Bereits die pointierten Bemerkungen von Dr. Gertrud Traud versprachen einen spannenden Nachmittag, entzauberte sie doch analytisch messerscharf die jüngste EZB-Entscheidung zur weiteren Zinsentwicklung. Gleichzeitig fand sie eine positive, wenngleich verhaltene Sichtweise auf die Büroflächennachfrage in den kommenden Jahren in der Finanzmetropole. Vorbehaltlich keiner weltpolitisch bedeutsamen Entwicklung befindet sich Deutschland und der Immobilienstandort Frankfurt auch für 2016 inmitten grundsätzlich günstiger Marktbedingungen.

Die im Anschluss präsentierte Übersicht der eingereichten Bewertungsergebnisse zeichnete einen eindeutigen Trend: Über 60% der Sachverständigen ermittelten einen Ertragswert, der bis zu 10% unter dem Ausgangswert in 2015 lag. Bedeutsam war die Erkenntnis, dass sich das statistische Mittel der 22 Gutachten nur rund 1,5% unter dem Ausgangswert einfand. Dies ist angesichts der Tatsache, dass es sich bei der Musterimmobilie im Jahr 2015 um einen Neubauerstbezug handelte, eine im Zeitablauf realitätsnahe Aussage.

In der anschließenden Podiumsdiskussion, moderiert von gif Vorstandsmitglied Markus Kreuter (Jones Lang LaSalle GmbH) wurden die Ergebnisse aus Bewerter- und Investorensicht intensiv analysiert und interpretiert.

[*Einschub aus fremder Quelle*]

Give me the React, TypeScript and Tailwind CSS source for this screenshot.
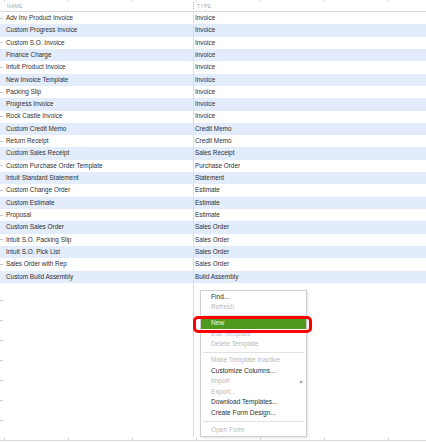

Dabei entwickelte sich sehr schnell eine dynamische bis kontroverse Diskussion über die Rolle des Gutachters in der Bewertung des Lebenszyklus‘ der Immobilie.

Insbesondere stellte sich die Frage der Angemessenheit des gutachterlichen Liegenschaftszinssatzes im Umfeld eines derzeit nachfragedominierten Investorenumfeldes. Henrik Fillibeck (Catella Real Estate AG) unterstrich, dass Liquidität derzeit kaum einen limitierenden Faktor für Immobilieninvestoren darstellt. Birger Ehrenberg (Vorstandsvorsitzender des Bundesverbandes der Immobilien-Investment Sachverständigen) führte aus, dass wegen des dynamischen Marktgeschehens Vergleichskaufpreise und Marktrenditen für die gutachterliche Analyse kaum nutzbar sind, da diese bereits nach wenigen Monaten veraltet seien.

Vor diesem Hintergrund stellte Norbert Bickelhaupt (HIB Immobilienbewertung) heraus, dass die Mietpreise aufgrund der vorhandenen Datenvielfalt marktnäher im Immobilienzyklus eingeschätzt werden können als der Liegenschaftszinssatz. „Der Liegenschaftszins, der ausschließlich vom Gutachterausschuss festgestellt wird, variiert zwar deutlich, stellt sich aber im Gutachten meist als weitgehend konstante Größe mit geringer Bandbreite dar“, so Bickelhaupt.

Dr. Helge Ludwig, der maßgeblich an der Ausgestaltung des gif-Bewertungsfalls beteiligt war, hob den Reiz der Aufgabenstellung hervor. Die Regeln des Berufsstandes schreiben dem Gutachter die ausdrückliche Stichtagsbezogenheit vor. „Die gif ermöglichte durch Vorgabe des Wirtschaftsszenarios den beteiligten Spezialisten, sich diesem Grundsatz getreu in die Zukunft zu versetzen, um sich einem Stichtagswert 31.12.2020 zu nähern.“

Markus Kreuter fasste zum Ende der Veranstaltung die Ergebnisse zusammen: „Über die positive Resonanz der gif-Initiative zum zukünftigen Immobilienwert haben wir uns sehr gefreut und sehen uns bestärkt, diese Diskussion fortzusetzen.“ Die gif plant aufbauend auf den Erkenntnissen der Veranstaltung und vor dem Hintergrund regulatorischer und risiko-adjustierter Analyseansätze eine Fortsetzung der Diskussion über den Zukunftswert einer Immobilie.